Church leaders persuaded by those appeals may in the end find themselves supporting a new repression of indigenous in Bolivia, he worries. But if it is able to continue the course it has set so far, he thinks, the church could help order be restored without recourse in Bolivia to a new authoritarianism or dissolution into anarchy.

As Latin America’s “pink tide,” an unprecedented outbreak of socialist-leaning governments in the region, appears to recede, a conservative restorationist trend across the hemisphere threatens to tip over into an authoritarianism that has been the historical fallback in Latin America. But Mr. Scauso thinks citizens of Bolivia and other Latin American states will be able to avoid revisiting that cycle.
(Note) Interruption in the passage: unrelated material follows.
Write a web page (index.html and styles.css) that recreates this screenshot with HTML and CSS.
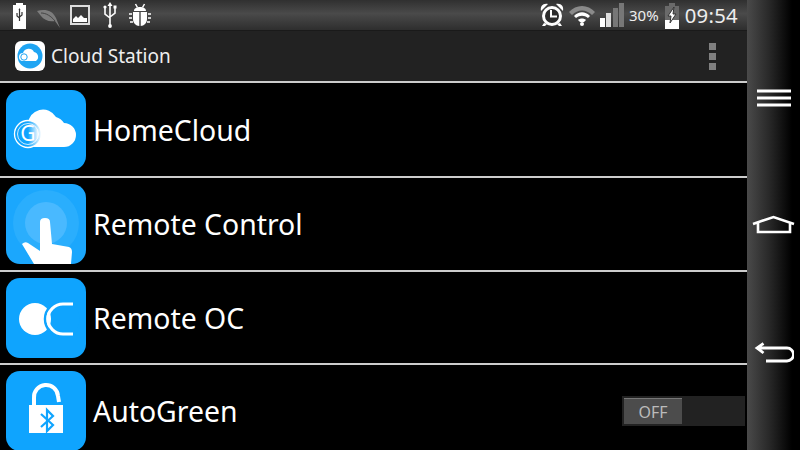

“If there’s something that we’ve learned, it’s that dictatorships have huge costs in life,” Mr. Scauso, “an Argentine myself,” said. “We’re talking thousands of people disappearing, dying or the millions in exile. So I think that people are now willing to really resist the possibility of [the return] of dictatorship or the violation of human rights.” That could be one reason so many would-be contemporary authoritarians in the region, he suggested, still struggle to lock down civil society despite their apparent power.

The M.A.S. may indeed be facing an existential struggle in the upcoming elections, but the political path ahead is no less hazardous for the resurgent conservatives fronted by Ms. Áñez, Mr. Scauso said. “What she represents is a couple of hundred years of history that has either explicitly, legally, or not so explicitly and legally, excluded a huge chunk of the population,” he said.

Since 2005 that “chunk of the population” has learned to come out and vote.